Bell spent the second half of his career as an academic and, over time, he came to recognize that other decisions in landmark civil-rights cases were of limited practical impact. He drew an unsettling conclusion: racism is so deeply rooted in the makeup of American society that it has been able to reassert itself after each successive wave of reform aimed at eliminating it. Racism, he began to argue, is permanent. His ideas proved foundational to a body of thought that, in the nineteen-eighties, came to be known as critical race theory. After more than a quarter of a century, there is an extensive academic field of literature cataloguing C.R.T.’s insights into the contradictions of antidiscrimination law and the complexities of legal advocacy for social justice.
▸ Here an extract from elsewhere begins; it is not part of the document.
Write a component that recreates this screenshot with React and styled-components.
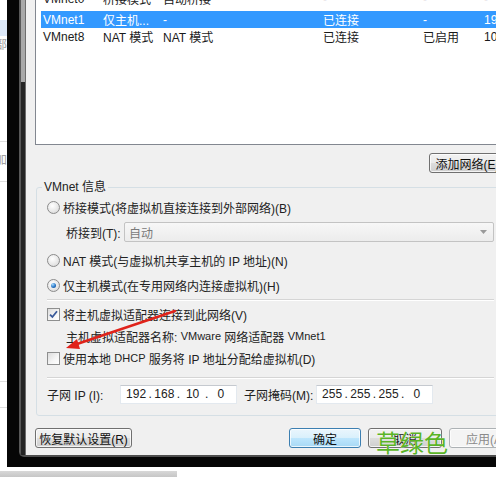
import React from "react";
import styled, { createGlobalStyle } from "styled-components";

const GlobalStyle = createGlobalStyle`
  *, *::before, *::after { box-sizing: border-box; }
  html, body { margin: 0; padding: 0; background: #fff; }
  body {
    font-family: "Liberation Sans", "Noto Sans CJK SC", sans-serif;
    font-size: 12px;
    color: #222;
    overflow: hidden;
  }
`;

const Screen = styled.div`
  position: relative;
  width: 496px;
  height: 479px;
  overflow: hidden;
  display: flex;
  flex-direction: column;
`;

const Desk = styled.div`
  display: flex;
  height: 467px;
  flex: none;
`;

/* sliver of the page behind the window */
const PageEdge = styled.div`
  width: 7px;
  flex: none;
  overflow: hidden;
  display: flex;
  flex-direction: column;
  background: #fff;
`;

const EdgeBlock = styled.div`
  flex: none;
  height: ${(p) => p.$h}px;
  margin-top: ${(p) => p.$mt || 0}px;
  background: ${(p) => p.$bg || "transparent"};
  border-top: ${(p) => (p.$line ? "1px solid #dedede" : "none")};
  color: #a0a0a0;
  font-size: 12px;
  line-height: ${(p) => p.$h}px;
  white-space: nowrap;
  text-indent: -5px;
`;

const Frame = styled.div`
  flex: 1;
  min-width: 0;
  display: flex;
  background: #060606;
  padding: 0 0 10px 12px;
`;

const Window = styled.div`
  flex: 1;
  min-width: 0;
  display: flex;
  overflow: hidden;
  border-bottom: 2px solid #4e4e4e;
  border-bottom-left-radius: 5px;
`;

const SideRail = styled.div`
  width: 7px;
  flex: none;
  border-left: 2px solid #585858;
  border-right: 1px solid #6c6c6c;
  background: linear-gradient(to bottom, #a8a8a8 0, #a8a8a8 82px, #242424 82px);
`;

const Dialog = styled.div`
  width: 480px;
  flex: none;
  background: #f0f0f0;
  padding: 0 0 9px 9px;
  display: flex;
  flex-direction: column;
`;

const ListBox = styled.div`
  height: 145px;
  flex: none;
  background: #fff;
  border: 1px solid #828790;
  border-top: none;
  overflow: hidden;
`;

const Rows = styled.div`
  margin-top: -10px;
`;

const ListRow = styled.div`
  display: grid;
  grid-template-columns: 60px 60px 160px 100px 61px 1fr;
  align-items: center;
  height: 17px;
  margin-left: 5px;
  margin-bottom: ${(p) => p.$after || 0}px;
  padding-left: 2px;
  white-space: nowrap;
  background: ${(p) => (p.$selected ? "#3399ff" : "transparent")};
  color: ${(p) => (p.$selected ? "#fff" : "#1a1a1a")};
`;

const ButtonBar = styled.div`
  display: flex;
  align-items: center;
  justify-content: ${(p) => p.$justify || "flex-start"};
  margin-top: ${(p) => p.$mt}px;
  gap: ${(p) => p.$gap || 0}px;
`;

const Button = styled.button`
  flex: none;
  width: ${(p) => p.$w}px;
  height: 20px;
  padding: 0;
  font: inherit;
  font-size: 12px;
  color: ${(p) => (p.$disabled ? "#8a8a8a" : "#111")};
  border: 1px solid
    ${(p) => (p.$primary ? "#3c7fb1" : p.$disabled ? "#adb2b5" : "#707070")};
  border-radius: 3px;
  box-shadow: inset 0 0 0 1px rgba(255, 255, 255, 0.75);
  background: ${(p) =>
    p.$primary
      ? "linear-gradient(#eaf6fd 0%, #d9f0fc 50%, #bee6fd 50%, #a7d9f5 100%)"
      : p.$disabled
      ? "#f4f4f4"
      : "linear-gradient(#f2f2f2 0%, #ebebeb 50%, #dddddd 50%, #cfcfcf 100%)"};
`;

const Spacer = styled.div`
  flex: none;
  width: ${(p) => p.$w}px;
`;

const Group = styled.fieldset`
  margin: 7px 0 0 1px;
  padding: 3px 11px 11px 10px;
  border: 1px solid #d5dfe5;
  border-radius: 3px;
  display: flex;
  flex-direction: column;
  min-width: 0;
`;

const Legend = styled.legend`
  margin-left: -5px;
  padding: 0 2px;
  line-height: 14px;
  font-size: 12px;
  color: #222;
`;

const Line = styled.div`
  display: flex;
  align-items: center;
  height: ${(p) => p.$h || 20}px;
  margin-top: ${(p) => p.$mt || 0}px;
  padding-left: ${(p) => p.$indent || 0}px;
  white-space: nowrap;
`;

const Rule = styled.div`
  height: 1px;
  margin-top: ${(p) => p.$mt}px;
  background: #d5d5d5;
  box-shadow: 0 1px 0 #fff;
`;

const Radio = styled.span`
  flex: none;
  width: 13px;
  height: 13px;
  margin-right: 3px;
  border-radius: 50%;
  border: 1px solid #8b8b8b;
  background: radial-gradient(circle at 40% 35%, #ffffff 0%, #e6e6e6 60%, #cfcfcf 100%);
  display: inline-flex;
  align-items: center;
  justify-content: center;

  &::after {
    content: "";
    display: ${(p) => (p.$on ? "block" : "none")};
    width: 5px;
    height: 5px;
    border-radius: 50%;
    background: radial-gradient(circle at 35% 30%, #a9dcff 0%, #2a78c8 55%, #15457f 100%);
  }
`;

const Check = styled.span`
  flex: none;
  width: 13px;
  height: 13px;
  margin-right: 3px;
  border: 1px solid #8e8f8f;
  background: linear-gradient(135deg, #dcdcdc 0%, #f6f6f6 60%, #ffffff 100%);
  display: inline-flex;
  align-items: center;
  justify-content: center;
`;

const FieldLabel = styled.span`
  flex: none;
  width: ${(p) => p.$w}px;
`;

/* Latin runs in the dialog use a narrower face than the CJK text */
const Latin = styled.span`
  font-size: 11px;
`;

const Select = styled.div`
  flex: 1;
  height: 20px;
  display: flex;
  align-items: center;
  justify-content: space-between;
  padding: 0 6px 0 4px;
  border: 1px solid #c3c3c3;
  border-radius: 2px;
  background: linear-gradient(#f7f7f7, #ececec);
  color: #7a7a7a;
`;

const IpBox = styled.div`
  flex: none;
  width: 117px;
  height: 19px;
  padding: 0 3px;
  display: grid;
  grid-template-columns: 1fr 4px 1fr 4px 1fr 4px 1fr;
  align-items: center;
  background: #fff;
  border: 1px solid #e3e9ef;
  border-top-color: #c5c9cf;
  font-size: 12px;
  color: #222;
`;

const Octet = styled.span`
  text-align: center;
`;

const Dot = styled.span`
  text-align: center;
`;

const BottomBand = styled.div`
  height: 6px;
  width: 177px;
  margin-top: 4px;
  background: linear-gradient(#d8d8d8, #c6c6c6);
`;

const Overlay = styled.svg`
  position: absolute;
  left: 0;
  top: 0;
  pointer-events: none;
`;

const Stamp = styled.div`
  position: absolute;
  left: 376px;
  top: 430px;
  font-family: "Noto Sans CJK SC", sans-serif;
  font-size: 24px;
  line-height: 24px;
  color: #5ab426;
  text-shadow: 0 0 1px #fff;
  pointer-events: none;
`;

const networks = [
  { name: "VMnet0", type: "桥接模式", ext: "自动桥接", host: "-", dhcp: "-", subnet: "-", after: 4 },
  { name: "VMnet1", type: "仅主机...", ext: "-", host: "已连接", dhcp: "-", subnet: "192.168.10.0", selected: true },
  { name: "VMnet8", type: "NAT 模式", ext: "NAT 模式", host: "已连接", dhcp: "已启用", subnet: "10.0.0.0" },
];

function Tick() {
  return (
    <svg width="9" height="9" viewBox="0 0 9 9">
      <path d="M1 4.6 L3.4 7 L8 1.2" fill="none" stroke="#3a5a9a" strokeWidth="1.8" />
    </svg>
  );
}

function Ip({ parts }) {
  return (
    <IpBox>
      {parts.map((p, i) => (
        <React.Fragment key={i}>
          {i > 0 && <Dot>.</Dot>}
          <Octet>{p}</Octet>
        </React.Fragment>
      ))}
    </IpBox>
  );
}

export default function App() {
  return (
    <>
      <GlobalStyle />
      <Screen>
        <Desk>
          <PageEdge>
            <EdgeBlock $h={20} />
            <EdgeBlock $h={16} $bg="#dde9f9" />
            <EdgeBlock $h={14} $mt={2}>部</EdgeBlock>
            <EdgeBlock $h={12} $mt={89} $line />
            <EdgeBlock $h={14}>加</EdgeBlock>
            <EdgeBlock $h={14} $mt={14} $line />
            <EdgeBlock $h={20} $mt={186} $line />
            <EdgeBlock $h={20} $mt={6} $line />
          </PageEdge>

          <Frame>
            <Window>
              <SideRail />
              <Dialog>
                <ListBox>
                  <Rows>
                    {networks.map((n) => (
                      <ListRow key={n.name} $selected={n.selected} $after={n.after}>
                        <span>{n.name}</span>
                        <span>{n.type}</span>
                        <span>{n.ext}</span>
                        <span>{n.host}</span>
                        <span>{n.dhcp}</span>
                        <span>{n.subnet}</span>
                      </ListRow>
                    ))}
                  </Rows>
                </ListBox>

                <ButtonBar $mt={8} $justify="flex-end">
                  <Button $w={77}>添加网络(E)</Button>
                </ButtonBar>

                <Group>
                  <Legend>VMnet 信息</Legend>
                  <Line>
                    <Radio />
                    桥接模式(将虚拟机直接连接到外部网络)(B)
                  </Line>
                  <Line $mt={5} $indent={19}>
                    <FieldLabel $w={58}>桥接到(T):</FieldLabel>
                    <Select>
                      <span>自动</span>
                      <svg width="7" height="4" viewBox="0 0 7 4">
                        <path d="M0 0 L7 0 L3.5 4 Z" fill="#9a9a9a" />
                      </svg>
                    </Select>
                  </Line>
                  <Line $mt={8}>
                    <Radio />
                    NAT 模式(与虚拟机共享主机的 IP 地址)(N)
                  </Line>
                  <Line $mt={5}>
                    <Radio $on />
                    仅主机模式(在专用网络内连接虚拟机)(H)
                  </Line>
                  <Rule $mt={4} />
                  <Line $mt={4}>
                    <Check>
                      <Tick />
                    </Check>
                    将主机虚拟适配器连接到此网络(V)
                  </Line>
                  <Line $mt={2} $indent={19}>
                    主机虚拟适配器名称:&nbsp;<Latin>VMware</Latin>&nbsp;网络适配器&nbsp;<Latin>VMnet1</Latin>
                  </Line>
                  <Line $mt={2}>
                    <Check />
                    使用本地&nbsp;<Latin>DHCP</Latin>&nbsp;服务将 IP 地址分配给虚拟机(D)
                  </Line>
                  <Rule $mt={9} />
                  <Line $mt={6}>
                    <FieldLabel $w={73}>子网 IP (I):</FieldLabel>
                    <Ip parts={["192", "168", "10", "0"]} />
                    <Spacer $w={7} />
                    <FieldLabel $w={72}>子网掩码(M):</FieldLabel>
                    <Ip parts={["255", "255", "255", "0"]} />
                  </Line>
                </Group>

                <ButtonBar $mt={12} $gap={7}>
                  <Button $w={97}>恢复默认设置(R)</Button>
                  <Spacer $w={143} />
                  <Button $w={72} $primary>确定</Button>
                  <Button $w={74}>取消</Button>
                  <Button $w={74} $disabled>应用(A)</Button>
                </ButtonBar>
              </Dialog>
            </Window>
          </Frame>
        </Desk>

        <BottomBand />

        <Overlay width="496" height="479" viewBox="0 0 496 479">
          <line x1="175" y1="311" x2="77" y2="344" stroke="#e0231b" strokeWidth="2.4" strokeLinecap="round" />
          <polygon points="66,348 80,349 77,339" fill="#e0231b" />
        </Overlay>
        <Stamp>草绿色</Stamp>
      </Screen>
    </>
  );
}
For the past several months, however, conservatives have been waging war on a wide-ranging set of claims that they wrongly ascribe to critical race theory, while barely mentioning the body of scholarship behind it or even Bell’s name. As Christopher F. Rufo, an activist who launched the recent crusade, said on Twitter, the goal from the start was to distort the idea into an absurdist touchstone. “We have successfully frozen their brand—‘critical race theory’—into the public conversation and are steadily driving up negative perceptions. We will eventually turn it toxic, as we put all of the various cultural insanities under that brand category,” he wrote. Accordingly, C.R.T. has been defined as Black-supremacist racism, false history, and the terrible apotheosis of wokeness. Patricia Williams, one of the key scholars of the C.R.T. canon, refers to the ongoing mischaracterization as “definitional theft.”
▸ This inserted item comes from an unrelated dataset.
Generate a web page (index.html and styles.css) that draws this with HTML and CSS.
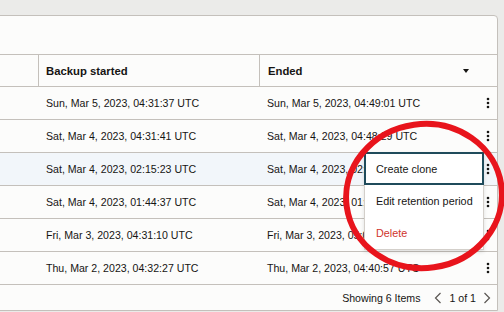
FILE: index.html
```html
<!DOCTYPE html>
<html>
  <head>
    <meta charset="UTF-8" />
    <title>Backups</title>
    <link rel="stylesheet" href="styles.css">
  </head>
  <body>
    <div class="panel">
      <div class="toolbar"></div>
      <div class="table">
        <div class="row head">
          <div class="cell first"></div>
          <div class="cell">Backup started</div>
          <div class="cell ended">Ended <span class="sort"></span></div>
          <div class="cell kebab"></div>
        </div>
        <div class="row">
          <div class="cell first"></div>
          <div class="cell">Sun, Mar 5, 2023, 04:31:37 UTC</div>
          <div class="cell">Sun, Mar 5, 2023, 04:49:01 UTC</div>
          <div class="cell kebab"><svg width="4" height="12" viewBox="0 0 4 12"><circle cx="2" cy="2" r="1.3"/><circle cx="2" cy="6" r="1.3"/><circle cx="2" cy="10" r="1.3"/></svg></div>
        </div>
        <div class="row">
          <div class="cell first"></div>
          <div class="cell">Sat, Mar 4, 2023, 04:31:41 UTC</div>
          <div class="cell">Sat, Mar 4, 2023, 04:48:29 UTC</div>
          <div class="cell kebab"><svg width="4" height="12" viewBox="0 0 4 12"><circle cx="2" cy="2" r="1.3"/><circle cx="2" cy="6" r="1.3"/><circle cx="2" cy="10" r="1.3"/></svg></div>
        </div>
        <div class="row selected">
          <div class="cell first"></div>
          <div class="cell">Sat, Mar 4, 2023, 02:15:23 UTC</div>
          <div class="cell">Sat, Mar 4, 2023, 02:33:12 UTC</div>
          <div class="cell kebab"><svg width="4" height="12" viewBox="0 0 4 12"><circle cx="2" cy="2" r="1.3"/><circle cx="2" cy="6" r="1.3"/><circle cx="2" cy="10" r="1.3"/></svg></div>
        </div>
        <div class="row">
          <div class="cell first"></div>
          <div class="cell">Sat, Mar 4, 2023, 01:44:37 UTC</div>
          <div class="cell">Sat, Mar 4, 2023, 01:59:44 UTC</div>
          <div class="cell kebab"><svg width="4" height="12" viewBox="0 0 4 12"><circle cx="2" cy="2" r="1.3"/><circle cx="2" cy="6" r="1.3"/><circle cx="2" cy="10" r="1.3"/></svg></div>
        </div>
        <div class="row">
          <div class="cell first"></div>
          <div class="cell">Fri, Mar 3, 2023, 04:31:10 UTC</div>
          <div class="cell">Fri, Mar 3, 2023, 05:02:18 UTC</div>
          <div class="cell kebab"><svg width="4" height="12" viewBox="0 0 4 12"><circle cx="2" cy="2" r="1.3"/><circle cx="2" cy="6" r="1.3"/><circle cx="2" cy="10" r="1.3"/></svg></div>
        </div>
        <div class="row">
          <div class="cell first"></div>
          <div class="cell">Thu, Mar 2, 2023, 04:32:27 UTC</div>
          <div class="cell">Thu, Mar 2, 2023, 04:40:57 UTC</div>
          <div class="cell kebab"><svg width="4" height="12" viewBox="0 0 4 12"><circle cx="2" cy="2" r="1.3"/><circle cx="2" cy="6" r="1.3"/><circle cx="2" cy="10" r="1.3"/></svg></div>
        </div>
      </div>
      <div class="footer">
        <span>Showing 6 Items</span>
        <span class="pager">
          <svg width="8" height="12" viewBox="0 0 8 12"><path d="M6.5 1 L1.5 6 L6.5 11" /></svg>
          <span>1 of 1</span>
          <svg width="8" height="12" viewBox="0 0 8 12"><path d="M1.5 1 L6.5 6 L1.5 11" /></svg>
        </span>
      </div>
    </div>

    <div class="menu">
      <div class="item focus">Create clone</div>
      <div class="item">Edit retention period</div>
      <div class="item danger">Delete</div>
    </div>

    <svg class="mark" width="504" height="312" viewBox="0 0 504 312">
      <ellipse cx="424" cy="196" rx="78" ry="72" transform="rotate(-8 424 196)" />
    </svg>
  </body>
</html>
```

FILE: styles.css
```css
body {
  margin: 0;
  background: #ebebe9;
  font-family: "Liberation Sans", Arial, sans-serif;
  color: #161513;
  overflow: hidden;
  height: 312px;
  position: relative;
}

.panel {
  margin-top: 15px;
  margin-left: -2px;
  width: 498px;
  height: 294px;
  background: #fcfcfb;
  border: 1px solid #c4c0bb;
  border-top-right-radius: 4px;
  display: flex;
  flex-direction: column;
}

.toolbar {
  height: 38px;
}

.row {
  display: grid;
  grid-template-columns: 39px 221px 217px 21px;
  height: 32px;
  border-bottom: 1px solid #c4c0bb;
  font-size: 10.6px;
}

.row.head {
  border-top: 1px solid #c4c0bb;
  height: 31px;
  font-weight: bold;
  font-size: 11.3px;
}

.row.selected {
  background: #f2f6fa;
}

.cell {
  display: flex;
  align-items: center;
  padding-left: 8px;
  white-space: nowrap;
  overflow: hidden;
}

.row .cell.first {
  padding-left: 0;
}

.head .cell + .cell {
  border-left: 1px solid #c4c0bb;
  padding-left: 7px;
}

.head .cell.kebab {
  border-left: none;
}

.head .cell.ended {
  padding-left: 8px;
}

.sort {
  margin-left: auto;
  margin-right: 7px;
  width: 0;
  height: 0;
  border-left: 3px solid transparent;
  border-right: 3px solid transparent;
  border-top: 4px solid #161513;
}

.cell.kebab {
  padding-left: 10px;
}

.kebab svg {
  fill: #161513;
}

.footer {
  flex: 1;
  display: flex;
  align-items: center;
  justify-content: flex-end;
  gap: 14px;
  padding-right: 6px;
  font-size: 10.6px;
}

.pager {
  display: flex;
  align-items: center;
  gap: 7px;
}

.pager svg path {
  fill: none;
  stroke: #5a5652;
  stroke-width: 1.2;
}

.menu {
  position: absolute;
  left: 364px;
  top: 152px;
  width: 118px;
  background: #ffffff;
  border: 1px solid #d3cfca;
  box-shadow: 0 2px 4px rgba(0, 0, 0, 0.12);
  font-size: 10.8px;
}

.item {
  height: 32px;
  display: flex;
  align-items: center;
  padding-left: 11px;
  white-space: nowrap;
}

.item.focus {
  border: 2px solid #1f4b5b;
  height: 29px;
  padding-left: 10px;
  margin: -1px -1px 0 -1px;
}

.item.danger {
  color: #d0342c;
}

.mark {
  position: absolute;
  left: 0;
  top: 0;
  pointer-events: none;
}

.mark ellipse {
  fill: none;
  stroke: #e8141c;
  stroke-width: 6;
}
```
Vinay Harpalani, a law professor at the University of New Mexico, who took a constitutional-law class that Bell taught at New York University in 2008, remembers his creating a climate of intellectual tolerance. “There were conservative white male students who got along very well with Professor Bell, because he respected their opinion,” Harpalani told me. “The irony of the conservative attack is that he was more respectful of conservative students and giving conservatives a voice than anyone.” Sarah Lustbader, a public defender based in New York City who was a teaching assistant for Bell’s constitutional-law class in 2010, has a similar recollection. “When people fear critical race theory, it stems from this idea that their children will be indoctrinated somehow. But Bell’s class was the least indoctrinated class I took in law school,” she said. “We got the most freedom in that class to reach our own conclusions without judgment, as long as they were good-faith arguments and well argued and reasonable.”